The Los Angeles Times reported late May 16 that Cameron and Tyler Winklevoss now intend to take their case to the U.S. Supreme Court, having exhausted all lower court bids to initiate a new hearing.

The Times said that Winklevoss attorney Jerome Falk, in a written statement, said he plans to pursue two legal issues: the court’s decision that a party who is defrauded into entering a settlement agreement cannot challenge the contract for fraud, and the court’s decision that statements made in a confidential mediation cannot be used as proof that a party committed securities fraud.
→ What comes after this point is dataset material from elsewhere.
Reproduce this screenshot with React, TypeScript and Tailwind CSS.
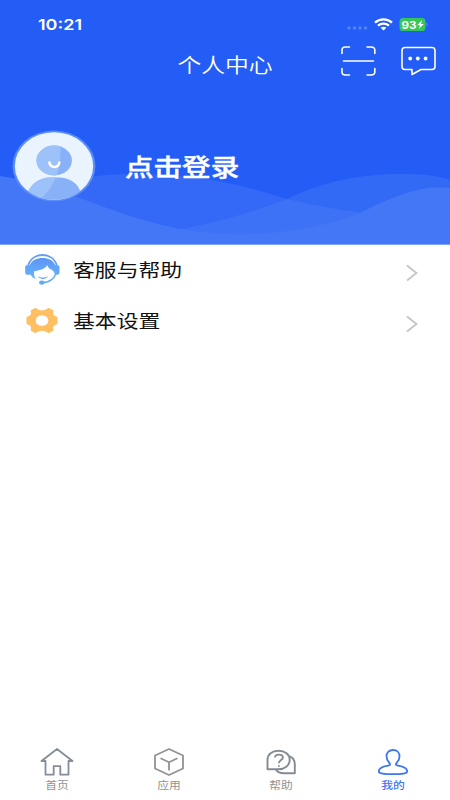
import type { ReactNode } from 'react';

function StatusBar() {
  return (
    <div className="flex h-12 items-center pl-[38px] pr-[22px] text-white">
      <span className="origin-left scale-x-[1.2] text-[15px] leading-none font-semibold font-['Inter',sans-serif]">10:21</span>
      <div className="ml-auto flex items-center">
        <svg className="mt-[8px] mr-[6px]" width="21" height="4" viewBox="0 0 21 4" fill="#5784f8">
          <circle cx="2" cy="2" r="1.7" />
          <circle cx="7.5" cy="2" r="1.7" />
          <circle cx="13" cy="2" r="1.7" />
          <circle cx="18.5" cy="2" r="1.7" />
        </svg>
        <svg className="mr-[6px]" width="19" height="13" viewBox="0 0 19 13" fill="none" stroke="#fff">
          <path d="M1 4.6C5.7.3 13.3.3 18 4.6" strokeWidth="2.3" />
          <path d="M4 7.6c3.2-2.7 7.8-2.7 11 0" strokeWidth="2.2" />
          <path d="M6.6 9.8c1.8-1.4 4-1.4 5.8 0L9.5 12.5Z" fill="#fff" stroke="none" />
        </svg>
        <svg width="29" height="13" viewBox="0 0 29 13">
          <rect x=".5" width="26" height="13" rx="3.6" fill="#35c759" />
          <path d="M27.3 4.5c1.8.4 1.8 3.6 0 4Z" fill="#5784f8" />
          <text x="2.6" y="10.5" fill="#fff" fontSize="10.5" fontWeight="700" fontFamily="Inter, sans-serif" textLength="15" lengthAdjust="spacingAndGlyphs">93</text>
          <path d="M23 2.2 18.2 7.2h2.8l-1.2 3.9 5-5.2h-2.8Z" fill="#fff" />
        </svg>
      </div>
    </div>
  );
}

function Waves() {
  return (
    <svg className="absolute bottom-0 left-0" width="450" height="75" viewBox="0 170 450 75">
      <path d="M0 200C50 182 95 174 130 174C198 174 240 184 287 199C325 208 355 212 390 216L450 220V245H0Z" fill="#3369f6" />
      <path d="M110 238C190 232 245 215 287 199C325 181 360 174 403 174C425 174 438 176 450 180V245H110Z" fill="#4f82f8" fillOpacity=".36" />
      <path d="M0 176C64 185 105 214 180 229C240 240 310 233 360 213C390 198 421 184 450 188V245H0Z" fill="#4377f6" />
      <path d="M0 244.5H450" stroke="#7fa4fa" />
    </svg>
  );
}

function Avatar() {
  return (
    <svg width="84" height="72" viewBox="0 0 84 72">
      <defs>
        <clipPath id="face"><ellipse cx="42" cy="36" rx="39.2" ry="33.7" /></clipPath>
        <clipPath id="person">
          <ellipse cx="42.2" cy="30.5" rx="17.7" ry="15" />
          <path d="M15.5 65C17 54 28 47.5 38 47.5h9C58 47.5 68 54 69 65V72H15Z" />
        </clipPath>
      </defs>
      <ellipse cx="42" cy="36" rx="41.5" ry="35.5" fill="#5b8cf8" />
      <ellipse cx="42" cy="36" rx="39.2" ry="33.7" fill="#eaf4ff" />
      <g clipPath="url(#face)">
        <g clipPath="url(#person)">
          <path d="M0 0H84V72H0Z" fill="#88b1f8" />
          <path d="M0 0H46C52 26 48 55 25 72H0Z" fill="#9dc2fa" />
        </g>
      </g>
      <path d="M37.4 32.4c.8 6 9.2 6 10 0" fill="none" stroke="#fff" strokeWidth="2.5" strokeLinecap="round" />
    </svg>
  );
}

function SupportIcon() {
  return (
    <svg width="36" height="32" viewBox="0 0 36 32">
      <defs>
        <linearGradient id="support" x1="0" y1="0" x2="0" y2="1">
          <stop stopColor="#5c96f5" /><stop offset="1" stopColor="#66b4fc" />
        </linearGradient>
      </defs>
      <path d="M4.2 11.5C7.5-2.5 29.5-2.5 32.8 11.5" fill="none" stroke="#629cf7" strokeWidth="1.8" />
      <path d="M2.5 11.2H5.8C9 1.6 28 1.6 31.2 11.2h3Q35.5 11.4 35.5 13.2v5.3Q35.5 20.7 33.5 20.7H31C30.2 17.4 28.6 16 26.6 15.2C24.8 14.4 23.9 13 23.5 11.3C20.5 15 15 16.8 10.2 17.2C9.6 19.8 10 22.4 12 25C9.4 23.9 7.6 22.6 6.7 20.7H3Q1.2 20.7 1.2 18.5v-5.3Q1.2 11.4 2.5 11.2Z" fill="url(#support)" />
      <path d="M13.8 22.2c3 1.8 7.2 1.8 10.2 0c-2 3.6-8 3.6-10.2 0Z" fill="#65a7f9" />
      <path d="M31.8 20C29.6 25.5 25 28 19.5 28.6" fill="none" stroke="#67aef9" strokeWidth="1.6" />
      <ellipse cx="17.8" cy="28.6" rx="2.7" ry="2.1" fill="#62aaf8" />
    </svg>
  );
}

function GearIcon() {
  return (
    <svg width="36" height="27" viewBox="0 0 36 27">
      <path fill="#ffbf62" stroke="#ffbf62" strokeWidth="2" strokeLinejoin="round" fillRule="evenodd" d="M11.5 2 14.3 3.6Q18 4.9 21.7 3.6L24.5 2 28.3 4 27.8 7.2Q28.8 9.8 32.5 10.8V16.2Q28.8 17.2 27.8 19.8L28.3 23 24.5 25 21.7 23.4Q18 22.1 14.3 23.4L11.5 25 7.7 23 8.2 19.8Q7.2 17.2 3.5 16.2V10.8Q7.2 9.8 8.2 7.2L7.7 4ZM18 7.3C13.7 7.3 10.7 10 10.7 13.5S13.7 19.7 18 19.7S25.3 17 25.3 13.5S22.3 7.3 18 7.3Z" />
    </svg>
  );
}

function MenuRow({ icon, label }: { icon: ReactNode; label: string }) {
  return (
    <button className="flex h-[51px] w-full items-center pr-[32.5px] pb-0.5 pl-6 text-left">
      <span className="flex w-[48.5px]">{icon}</span>
      <span className="origin-left scale-x-[1.18] text-[18.5px] leading-none whitespace-nowrap text-[#111]">{label}</span>
      <svg className="mt-[6px] ml-auto" width="12" height="18" viewBox="0 0 12 18" fill="none" stroke="#c7c7c9" strokeWidth="2">
        <path d="M1 1.5 10.5 9 1 16.5" />
      </svg>
    </button>
  );
}

function Tab({ icon, label, active = false }: { icon: ReactNode; label: string; active?: boolean }) {
  return (
    <button className={`flex w-28 flex-col items-center gap-[3px] ${active ? 'text-[#3e76f6]' : 'text-[#929292]'}`}>
      {icon}
      <span className={`mr-px scale-x-[1.18] text-[10px] leading-[12px] ${active ? 'font-medium' : ''}`}>{label}</span>
    </button>
  );
}

export default function App() {
  return (
    <main className="flex h-[800px] w-[450px] flex-col overflow-hidden bg-white font-['Noto_Sans_CJK_SC',sans-serif]">
      <header className="relative h-[245px] shrink-0 bg-[#235df5]">
        <Waves />
        <div className="relative">
          <StatusBar />
          <div className="flex h-[34px] items-center justify-end pr-[14px] text-white">
            <h1 className="mr-[75px] scale-x-[1.19] text-[20px] leading-none font-[350] whitespace-nowrap">个人中心</h1>
            <svg className="mb-[8px] mr-[25px]" width="36" height="30" viewBox="0 0 36 30" fill="none" stroke="#fff" strokeWidth="1.6" strokeLinecap="round">
              <path d="M2 7.5V4Q2 1 5.5 1H9.5M27 1h4q3.8 0 3.8 3V7.5M2 22.5V26Q2 29 5.5 29H9.5M27 29h4q3.8 0 3.8-3V22.5M3.5 15H33.5" />
            </svg>
            <svg className="mb-[8px]" width="35" height="30" viewBox="0 0 35 30">
              <path d="M4 1.5H31Q34 1.5 34 4.5V20.5Q34 23.5 31 23.5H20L11 28.5V23.5H4Q1 23.5 1 20.5V4.5Q1 1.5 4 1.5Z" fill="none" stroke="#fff" strokeWidth="1.6" strokeLinejoin="round" />
              <g fill="#fff"><circle cx="9.2" cy="12.5" r="1.9" /><circle cx="16.8" cy="12.5" r="1.9" /><circle cx="24.6" cy="12.5" r="1.9" /></g>
            </svg>
          </div>
          <div className="mt-12 flex h-[72px] items-center pl-3">
            <Avatar />
            <span className="ml-[29px] origin-left scale-x-[1.19] text-[24px] leading-none font-medium whitespace-nowrap text-white [-webkit-text-stroke:0.4px_white]">点击登录</span>
          </div>
        </div>
      </header>
      <section>
        <MenuRow icon={<SupportIcon />} label="客服与帮助" />
        <MenuRow icon={<GearIcon />} label="基本设置" />
      </section>
      <nav className="mt-auto flex h-[52px] items-start pl-px">
        <Tab label="首页" icon={
          <svg width="34" height="28" viewBox="0 0 34 28" fill="none" stroke="#858d99" strokeWidth="1.8" strokeLinejoin="round">
            <path d="M17 1 1.5 13H5.5V26.7H13.7V18.2H20.3V26.7H28.5V13H32.5Z" />
          </svg>
        } />
        <Tab label="应用" icon={
          <svg width="34" height="28" viewBox="0 0 34 28" fill="none" stroke="#929292" strokeWidth="1.8" strokeLinejoin="round">
            <path d="M17 1 31 7.5V20.5L17 27 3 20.5V7.5ZM8.5 10.3 17 14.2 25.5 10.3M17 14.2V22.5" />
          </svg>
        } />
        <Tab label="帮助" icon={
          <svg width="34" height="28" viewBox="0 0 34 28" fill="none" stroke="#858b92" strokeWidth="1.9" strokeLinejoin="round">
            <path d="M3.5 21.3V12C3.5 6.2 8 2.8 14.5 2.8S25.7 6.5 25.7 12S20.5 21.3 14.5 21.3Z" />
            <path d="M25 8.2C29 9.4 30.8 12.5 30.8 16.5V25.2H20C16 25.2 13.3 24 12 21.8" />
            <path d="M11 9.5C11 5.6 18.9 5.6 18.9 9.5C18.9 12 14.9 12.2 14.9 15.3" />
            <circle cx="14.9" cy="18" r=".6" fill="#858b92" strokeWidth=".9" />
          </svg>
        } />
        <Tab active label="我的" icon={
          <svg width="34" height="28" viewBox="0 0 34 28" fill="none" stroke="#3e76f6" strokeWidth="1.8" strokeLinejoin="round">
            <path d="M17 2C12.8 2 10.5 4.8 10.5 8.3C10.5 11 11.6 13 13.1 14.6C14.9 16.5 14.2 17.3 12 17.7C6.5 18.7 2.8 20.8 2.8 23.2C2.8 25.8 8 26.2 17 26.2S31.2 25.8 31.2 23.2C31.2 20.8 27.5 18.7 22 17.7C19.8 17.3 19.1 16.5 20.9 14.6C22.4 13 23.5 11 23.5 8.3C23.5 4.8 21.2 2 17 2Z" />
          </svg>
        } />
      </nav>
    </main>
  );
}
“Settlements should be based on honest dealing, and courts have wisely refused to enforce a settlement obtained by fraudulent means,” Falk said.

Facebook could not immediately be reached for comment.

Most observers believed the appellate court decision in San Francisco would have finally buried the case of Winklevoss and Winklevoss vs. Zuckerberg and Facebook. But apparently the case is still quite alive.

The Winklevosses, Harvard University classmates of Zuckerberg, had asked the court in January to reconsider a $65 million legal settlement they signed with Zuckerberg in 2008. The brothers contend that Zuckerberg stole their idea after he was hired by them to program their social networking site, called ConnectU, in 2003.

In the 2008 settlement, the Winklevosses were to receive $20 million in cash and $45 million worth of stock valued at $36 per share in the deal. They later claimed they were misled by Zuckerberg during the settlement negotiations.

Facebook, still a privately held company, was valued last year at more than $55 billion.

At the time of the settlement, Facebook made no admittance that Zuckerberg had stolen the twins’ idea in agreeing to end the litigation. In fact, Zuckerberg has consistently maintained that Facebook was his creation.

The lawsuit was so long-term in nature (eight years) that a feature film about it (“The Social Network”) has since come to theaters and gone to video.

Last month, a three-judge panel of the 9th U.S. Circuit Court of Appeals in San Francisco upheld the settlement. “At some point, litigation must come to an end. That point has now been reached,” the court said in its decision.

On May 16, the same court declined to assign the case to an 11-judge panel for reconsideration. So the twins now are apparently set on continuing the litigation in the highest court in the United States.